Starting at the line that contains "Write the React, TypeScript", reproduce each line exactly up to and including the line that contains "Arial, Helvetica, sans-serif'". Reproduce nothing else.
● ● ● ● ● ● ●
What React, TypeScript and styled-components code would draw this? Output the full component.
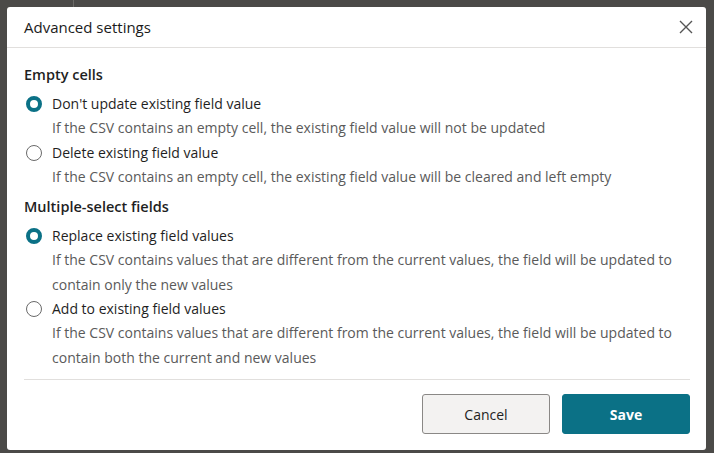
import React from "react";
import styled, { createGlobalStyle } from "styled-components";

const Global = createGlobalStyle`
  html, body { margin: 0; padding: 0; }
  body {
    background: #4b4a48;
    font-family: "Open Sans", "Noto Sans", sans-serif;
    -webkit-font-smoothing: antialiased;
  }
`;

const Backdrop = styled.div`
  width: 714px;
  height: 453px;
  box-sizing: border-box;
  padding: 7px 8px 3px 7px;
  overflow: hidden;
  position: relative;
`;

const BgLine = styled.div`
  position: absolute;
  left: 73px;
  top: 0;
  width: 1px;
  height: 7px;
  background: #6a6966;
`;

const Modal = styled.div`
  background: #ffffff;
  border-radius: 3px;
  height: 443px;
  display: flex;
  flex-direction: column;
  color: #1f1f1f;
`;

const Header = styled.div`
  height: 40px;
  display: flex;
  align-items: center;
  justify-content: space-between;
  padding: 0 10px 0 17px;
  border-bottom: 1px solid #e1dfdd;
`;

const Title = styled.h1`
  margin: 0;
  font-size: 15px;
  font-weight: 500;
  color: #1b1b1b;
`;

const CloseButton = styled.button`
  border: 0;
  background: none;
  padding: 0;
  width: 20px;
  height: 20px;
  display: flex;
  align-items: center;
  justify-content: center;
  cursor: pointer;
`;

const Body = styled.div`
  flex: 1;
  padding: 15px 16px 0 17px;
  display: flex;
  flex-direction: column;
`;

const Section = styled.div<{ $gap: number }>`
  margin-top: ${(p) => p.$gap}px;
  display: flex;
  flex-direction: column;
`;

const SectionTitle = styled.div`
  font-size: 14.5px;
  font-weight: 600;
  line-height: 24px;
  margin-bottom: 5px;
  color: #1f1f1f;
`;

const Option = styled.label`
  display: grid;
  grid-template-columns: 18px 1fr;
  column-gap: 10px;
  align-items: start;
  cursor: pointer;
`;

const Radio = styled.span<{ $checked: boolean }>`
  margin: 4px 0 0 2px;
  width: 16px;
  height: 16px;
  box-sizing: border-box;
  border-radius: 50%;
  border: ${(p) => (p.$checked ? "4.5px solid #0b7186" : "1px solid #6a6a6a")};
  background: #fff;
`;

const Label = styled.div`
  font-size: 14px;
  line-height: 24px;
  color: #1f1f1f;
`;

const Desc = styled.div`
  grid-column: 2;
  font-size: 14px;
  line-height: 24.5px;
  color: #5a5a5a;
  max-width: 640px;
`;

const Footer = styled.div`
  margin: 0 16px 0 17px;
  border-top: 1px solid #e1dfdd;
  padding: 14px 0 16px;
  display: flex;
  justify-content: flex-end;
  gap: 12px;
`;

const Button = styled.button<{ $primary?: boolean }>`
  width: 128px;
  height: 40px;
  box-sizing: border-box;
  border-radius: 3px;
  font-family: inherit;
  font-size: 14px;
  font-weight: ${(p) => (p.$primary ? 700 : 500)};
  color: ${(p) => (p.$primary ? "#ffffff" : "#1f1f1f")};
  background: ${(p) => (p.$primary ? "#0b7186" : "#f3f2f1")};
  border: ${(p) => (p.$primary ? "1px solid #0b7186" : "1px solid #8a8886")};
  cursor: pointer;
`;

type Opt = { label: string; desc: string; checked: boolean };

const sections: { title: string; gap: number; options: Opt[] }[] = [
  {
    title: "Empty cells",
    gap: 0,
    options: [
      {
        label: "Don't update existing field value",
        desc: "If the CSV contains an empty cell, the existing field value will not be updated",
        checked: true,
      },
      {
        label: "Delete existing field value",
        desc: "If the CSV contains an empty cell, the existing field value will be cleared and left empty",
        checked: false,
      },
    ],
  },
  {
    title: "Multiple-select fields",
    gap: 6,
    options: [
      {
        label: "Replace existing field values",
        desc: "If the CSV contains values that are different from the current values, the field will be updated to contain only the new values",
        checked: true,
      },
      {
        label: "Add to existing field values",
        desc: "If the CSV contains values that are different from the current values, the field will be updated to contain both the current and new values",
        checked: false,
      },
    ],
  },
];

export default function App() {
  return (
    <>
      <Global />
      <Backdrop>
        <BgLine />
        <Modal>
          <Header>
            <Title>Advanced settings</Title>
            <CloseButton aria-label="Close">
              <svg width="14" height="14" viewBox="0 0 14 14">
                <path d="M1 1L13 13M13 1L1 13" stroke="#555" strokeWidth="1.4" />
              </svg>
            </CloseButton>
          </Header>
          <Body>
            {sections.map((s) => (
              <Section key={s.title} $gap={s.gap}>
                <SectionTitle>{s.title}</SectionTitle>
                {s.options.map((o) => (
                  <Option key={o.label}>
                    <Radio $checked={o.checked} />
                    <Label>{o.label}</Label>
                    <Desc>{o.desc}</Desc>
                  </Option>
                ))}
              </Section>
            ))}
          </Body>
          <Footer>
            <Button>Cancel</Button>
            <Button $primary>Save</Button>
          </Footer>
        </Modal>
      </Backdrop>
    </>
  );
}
● ● ● ● ● ● ●
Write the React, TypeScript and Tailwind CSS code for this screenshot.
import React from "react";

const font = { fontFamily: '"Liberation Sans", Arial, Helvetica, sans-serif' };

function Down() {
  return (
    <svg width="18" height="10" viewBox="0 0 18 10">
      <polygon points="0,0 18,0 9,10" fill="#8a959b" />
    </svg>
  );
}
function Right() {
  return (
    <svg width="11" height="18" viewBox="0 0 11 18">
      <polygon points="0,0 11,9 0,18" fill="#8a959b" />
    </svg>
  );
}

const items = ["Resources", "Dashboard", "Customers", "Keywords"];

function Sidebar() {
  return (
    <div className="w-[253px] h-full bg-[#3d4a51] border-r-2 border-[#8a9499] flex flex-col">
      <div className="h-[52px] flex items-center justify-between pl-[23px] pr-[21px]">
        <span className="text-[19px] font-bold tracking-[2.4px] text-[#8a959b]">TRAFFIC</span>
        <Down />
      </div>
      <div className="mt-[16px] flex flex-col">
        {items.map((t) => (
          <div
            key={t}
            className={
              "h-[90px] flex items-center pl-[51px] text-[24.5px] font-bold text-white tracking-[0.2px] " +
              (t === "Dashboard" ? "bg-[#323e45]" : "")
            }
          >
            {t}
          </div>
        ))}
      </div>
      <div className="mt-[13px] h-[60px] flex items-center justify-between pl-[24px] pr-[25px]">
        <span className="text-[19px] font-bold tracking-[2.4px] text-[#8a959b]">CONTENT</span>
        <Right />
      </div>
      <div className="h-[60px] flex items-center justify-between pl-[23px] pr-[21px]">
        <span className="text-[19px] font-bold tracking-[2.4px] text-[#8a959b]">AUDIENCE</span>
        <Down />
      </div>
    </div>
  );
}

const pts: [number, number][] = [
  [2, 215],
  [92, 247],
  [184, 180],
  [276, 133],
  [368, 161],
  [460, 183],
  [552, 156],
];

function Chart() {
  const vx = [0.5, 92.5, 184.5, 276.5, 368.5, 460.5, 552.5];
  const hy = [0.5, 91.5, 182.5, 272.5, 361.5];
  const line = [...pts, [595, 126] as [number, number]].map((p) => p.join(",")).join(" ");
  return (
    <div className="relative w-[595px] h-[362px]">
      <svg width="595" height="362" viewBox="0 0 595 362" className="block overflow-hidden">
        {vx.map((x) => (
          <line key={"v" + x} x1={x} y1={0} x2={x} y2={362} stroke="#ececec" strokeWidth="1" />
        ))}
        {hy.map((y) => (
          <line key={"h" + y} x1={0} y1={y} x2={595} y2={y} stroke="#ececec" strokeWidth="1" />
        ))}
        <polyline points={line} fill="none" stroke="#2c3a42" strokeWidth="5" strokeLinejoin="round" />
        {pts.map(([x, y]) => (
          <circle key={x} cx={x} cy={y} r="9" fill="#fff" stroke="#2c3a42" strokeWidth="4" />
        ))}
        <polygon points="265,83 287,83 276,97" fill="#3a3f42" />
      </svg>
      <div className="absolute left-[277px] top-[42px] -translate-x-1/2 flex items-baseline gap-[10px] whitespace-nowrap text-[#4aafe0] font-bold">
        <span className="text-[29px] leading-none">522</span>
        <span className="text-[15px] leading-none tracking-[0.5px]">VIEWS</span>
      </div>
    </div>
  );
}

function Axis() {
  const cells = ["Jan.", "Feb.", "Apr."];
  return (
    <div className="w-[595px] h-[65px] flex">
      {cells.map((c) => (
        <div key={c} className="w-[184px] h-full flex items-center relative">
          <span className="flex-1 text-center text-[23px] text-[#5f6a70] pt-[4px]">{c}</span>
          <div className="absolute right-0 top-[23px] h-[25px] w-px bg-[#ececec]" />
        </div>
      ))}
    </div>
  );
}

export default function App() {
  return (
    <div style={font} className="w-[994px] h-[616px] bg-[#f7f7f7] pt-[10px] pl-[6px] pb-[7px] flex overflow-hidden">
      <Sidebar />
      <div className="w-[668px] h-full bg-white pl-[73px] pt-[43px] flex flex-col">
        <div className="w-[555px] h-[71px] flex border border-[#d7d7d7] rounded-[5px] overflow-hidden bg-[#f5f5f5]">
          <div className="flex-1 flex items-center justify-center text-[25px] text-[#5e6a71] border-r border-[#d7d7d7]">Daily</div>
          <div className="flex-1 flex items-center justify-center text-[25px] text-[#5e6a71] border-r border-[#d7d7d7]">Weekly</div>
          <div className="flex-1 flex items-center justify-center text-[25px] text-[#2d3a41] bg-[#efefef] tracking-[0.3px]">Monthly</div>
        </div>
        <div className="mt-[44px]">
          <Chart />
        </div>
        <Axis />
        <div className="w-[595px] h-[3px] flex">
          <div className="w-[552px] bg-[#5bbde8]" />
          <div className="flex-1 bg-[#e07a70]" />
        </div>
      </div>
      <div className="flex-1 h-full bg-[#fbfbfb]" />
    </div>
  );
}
● ● ● ● ● ● ●
Problem solution:
Write the React, TypeScript and Tailwind CSS code for this screenshot.
import React from "react";

const font = { fontFamily: '"Liberation Sans", Arial, Helvetica, sans-serif' };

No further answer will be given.